## Task goal
Please output the entries below from the line that contains "Output the component" through the final line, reproduced exactly and alone.

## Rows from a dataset
........
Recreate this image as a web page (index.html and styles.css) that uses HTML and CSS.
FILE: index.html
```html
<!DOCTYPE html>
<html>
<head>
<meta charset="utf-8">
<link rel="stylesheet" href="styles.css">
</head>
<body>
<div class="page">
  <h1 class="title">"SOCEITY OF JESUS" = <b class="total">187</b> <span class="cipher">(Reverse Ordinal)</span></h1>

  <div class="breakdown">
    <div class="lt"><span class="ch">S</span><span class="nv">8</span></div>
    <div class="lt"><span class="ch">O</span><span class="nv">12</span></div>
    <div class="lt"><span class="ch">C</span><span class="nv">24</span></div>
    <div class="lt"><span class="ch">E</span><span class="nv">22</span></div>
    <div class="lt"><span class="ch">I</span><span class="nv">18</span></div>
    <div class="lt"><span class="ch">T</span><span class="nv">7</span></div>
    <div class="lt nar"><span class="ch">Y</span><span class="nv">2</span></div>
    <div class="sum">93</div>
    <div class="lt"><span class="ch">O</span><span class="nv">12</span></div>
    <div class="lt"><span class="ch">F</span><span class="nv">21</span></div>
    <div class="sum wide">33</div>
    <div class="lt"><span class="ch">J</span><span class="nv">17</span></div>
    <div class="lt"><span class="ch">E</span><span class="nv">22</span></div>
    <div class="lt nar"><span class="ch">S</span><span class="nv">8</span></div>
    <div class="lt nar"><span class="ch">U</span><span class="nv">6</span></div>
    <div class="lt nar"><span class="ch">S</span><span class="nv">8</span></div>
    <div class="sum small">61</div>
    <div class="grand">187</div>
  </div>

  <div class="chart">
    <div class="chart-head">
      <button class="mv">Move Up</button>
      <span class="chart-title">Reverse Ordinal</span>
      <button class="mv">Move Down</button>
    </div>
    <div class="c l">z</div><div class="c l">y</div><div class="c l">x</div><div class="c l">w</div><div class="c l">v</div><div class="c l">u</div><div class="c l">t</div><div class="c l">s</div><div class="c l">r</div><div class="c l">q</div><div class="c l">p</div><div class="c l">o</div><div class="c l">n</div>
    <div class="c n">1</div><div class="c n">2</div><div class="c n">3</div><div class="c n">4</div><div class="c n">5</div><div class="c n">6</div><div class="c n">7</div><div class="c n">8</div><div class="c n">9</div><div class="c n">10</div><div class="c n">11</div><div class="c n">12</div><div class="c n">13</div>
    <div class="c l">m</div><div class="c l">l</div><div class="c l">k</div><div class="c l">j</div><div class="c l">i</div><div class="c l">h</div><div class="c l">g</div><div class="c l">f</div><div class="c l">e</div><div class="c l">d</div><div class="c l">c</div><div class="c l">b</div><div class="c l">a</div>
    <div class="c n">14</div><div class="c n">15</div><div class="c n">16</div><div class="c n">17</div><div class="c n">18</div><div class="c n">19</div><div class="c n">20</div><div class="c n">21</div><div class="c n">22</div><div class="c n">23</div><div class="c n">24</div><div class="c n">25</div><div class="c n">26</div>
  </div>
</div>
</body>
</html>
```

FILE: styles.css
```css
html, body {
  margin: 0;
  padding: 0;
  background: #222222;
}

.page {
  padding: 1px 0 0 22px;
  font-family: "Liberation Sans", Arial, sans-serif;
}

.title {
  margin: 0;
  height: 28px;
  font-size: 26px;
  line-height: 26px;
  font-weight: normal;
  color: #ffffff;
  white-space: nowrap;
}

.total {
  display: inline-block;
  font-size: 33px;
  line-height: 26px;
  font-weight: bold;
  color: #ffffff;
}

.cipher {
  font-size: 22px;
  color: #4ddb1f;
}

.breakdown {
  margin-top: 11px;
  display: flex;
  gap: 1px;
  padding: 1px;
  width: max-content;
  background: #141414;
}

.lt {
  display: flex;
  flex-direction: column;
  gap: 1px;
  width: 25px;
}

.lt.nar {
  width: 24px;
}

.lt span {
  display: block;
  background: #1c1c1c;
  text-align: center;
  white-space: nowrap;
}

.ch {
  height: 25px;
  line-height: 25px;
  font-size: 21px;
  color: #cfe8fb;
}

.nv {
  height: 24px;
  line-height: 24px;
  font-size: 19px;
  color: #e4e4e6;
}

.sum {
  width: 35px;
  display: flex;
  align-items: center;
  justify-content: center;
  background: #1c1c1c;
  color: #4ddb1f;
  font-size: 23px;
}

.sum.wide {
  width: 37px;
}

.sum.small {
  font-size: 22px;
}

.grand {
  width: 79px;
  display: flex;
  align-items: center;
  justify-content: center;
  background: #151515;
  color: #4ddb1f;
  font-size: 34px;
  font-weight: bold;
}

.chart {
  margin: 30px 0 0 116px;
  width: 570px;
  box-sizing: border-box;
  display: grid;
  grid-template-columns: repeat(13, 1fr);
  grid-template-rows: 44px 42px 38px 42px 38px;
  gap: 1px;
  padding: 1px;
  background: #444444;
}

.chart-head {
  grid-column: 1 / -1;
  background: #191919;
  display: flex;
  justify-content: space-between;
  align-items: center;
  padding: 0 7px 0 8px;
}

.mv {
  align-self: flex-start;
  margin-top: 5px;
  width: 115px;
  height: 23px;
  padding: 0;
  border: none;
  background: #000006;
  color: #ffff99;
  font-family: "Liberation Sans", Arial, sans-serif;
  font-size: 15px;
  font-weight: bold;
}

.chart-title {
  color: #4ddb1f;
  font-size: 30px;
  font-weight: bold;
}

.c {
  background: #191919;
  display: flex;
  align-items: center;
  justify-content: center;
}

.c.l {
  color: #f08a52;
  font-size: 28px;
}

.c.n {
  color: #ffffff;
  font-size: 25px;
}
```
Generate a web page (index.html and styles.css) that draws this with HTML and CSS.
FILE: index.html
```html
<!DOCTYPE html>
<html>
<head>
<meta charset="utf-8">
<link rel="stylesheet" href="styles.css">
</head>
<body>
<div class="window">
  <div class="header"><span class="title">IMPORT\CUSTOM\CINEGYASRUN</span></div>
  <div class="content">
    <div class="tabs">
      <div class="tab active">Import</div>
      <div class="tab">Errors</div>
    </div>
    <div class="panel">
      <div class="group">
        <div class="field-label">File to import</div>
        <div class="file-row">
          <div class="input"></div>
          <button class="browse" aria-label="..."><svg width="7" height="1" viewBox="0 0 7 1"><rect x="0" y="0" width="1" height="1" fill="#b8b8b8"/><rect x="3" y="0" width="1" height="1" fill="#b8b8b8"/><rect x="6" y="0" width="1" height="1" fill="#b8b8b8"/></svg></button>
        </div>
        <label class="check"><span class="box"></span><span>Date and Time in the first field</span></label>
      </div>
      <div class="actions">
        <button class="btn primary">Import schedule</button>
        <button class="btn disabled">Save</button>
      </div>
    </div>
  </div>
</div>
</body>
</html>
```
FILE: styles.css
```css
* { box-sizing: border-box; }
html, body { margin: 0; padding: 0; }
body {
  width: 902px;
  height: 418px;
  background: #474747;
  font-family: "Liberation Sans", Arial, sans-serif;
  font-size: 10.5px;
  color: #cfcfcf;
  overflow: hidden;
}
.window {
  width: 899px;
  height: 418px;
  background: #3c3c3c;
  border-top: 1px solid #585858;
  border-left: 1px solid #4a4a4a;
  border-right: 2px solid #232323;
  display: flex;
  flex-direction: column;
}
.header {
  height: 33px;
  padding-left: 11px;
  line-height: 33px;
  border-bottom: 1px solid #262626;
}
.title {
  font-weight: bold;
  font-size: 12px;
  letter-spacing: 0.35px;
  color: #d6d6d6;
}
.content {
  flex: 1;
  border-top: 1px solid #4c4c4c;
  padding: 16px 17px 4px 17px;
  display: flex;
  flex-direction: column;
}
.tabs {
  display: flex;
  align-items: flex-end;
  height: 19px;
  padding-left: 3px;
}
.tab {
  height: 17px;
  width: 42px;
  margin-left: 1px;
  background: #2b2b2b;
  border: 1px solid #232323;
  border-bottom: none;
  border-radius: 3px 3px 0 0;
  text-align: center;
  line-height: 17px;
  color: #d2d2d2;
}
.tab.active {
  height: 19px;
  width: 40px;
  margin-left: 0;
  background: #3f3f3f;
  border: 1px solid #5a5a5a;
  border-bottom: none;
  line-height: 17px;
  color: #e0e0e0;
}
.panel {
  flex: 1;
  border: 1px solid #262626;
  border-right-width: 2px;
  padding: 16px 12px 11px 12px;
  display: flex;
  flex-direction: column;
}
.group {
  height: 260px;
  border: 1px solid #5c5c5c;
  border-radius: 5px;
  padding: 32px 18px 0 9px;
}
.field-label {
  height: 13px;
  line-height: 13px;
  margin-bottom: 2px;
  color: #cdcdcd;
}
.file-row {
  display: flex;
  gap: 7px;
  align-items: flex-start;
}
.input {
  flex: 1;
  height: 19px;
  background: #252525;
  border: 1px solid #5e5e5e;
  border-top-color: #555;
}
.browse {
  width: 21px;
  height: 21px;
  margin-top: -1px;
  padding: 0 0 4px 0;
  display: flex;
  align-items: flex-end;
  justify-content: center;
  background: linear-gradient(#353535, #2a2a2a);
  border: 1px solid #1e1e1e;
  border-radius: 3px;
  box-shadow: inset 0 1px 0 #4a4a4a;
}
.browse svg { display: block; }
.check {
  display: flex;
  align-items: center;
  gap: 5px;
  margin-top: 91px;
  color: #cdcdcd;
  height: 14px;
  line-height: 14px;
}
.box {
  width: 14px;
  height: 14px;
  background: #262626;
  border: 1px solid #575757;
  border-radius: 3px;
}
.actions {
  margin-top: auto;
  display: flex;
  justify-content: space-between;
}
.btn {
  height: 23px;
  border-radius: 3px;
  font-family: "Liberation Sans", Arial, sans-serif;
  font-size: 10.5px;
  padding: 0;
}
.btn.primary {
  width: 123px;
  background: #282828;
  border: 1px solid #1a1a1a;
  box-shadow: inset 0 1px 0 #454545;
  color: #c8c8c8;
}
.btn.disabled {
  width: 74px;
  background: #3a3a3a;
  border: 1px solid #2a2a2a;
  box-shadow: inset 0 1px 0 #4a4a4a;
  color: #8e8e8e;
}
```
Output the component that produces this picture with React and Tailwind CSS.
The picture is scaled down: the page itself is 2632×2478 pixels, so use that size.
........
## Task answer
Output the component that produces this picture with React and Tailwind CSS.
The picture is scaled down: the page itself is 2632×2478 pixels, so use that size.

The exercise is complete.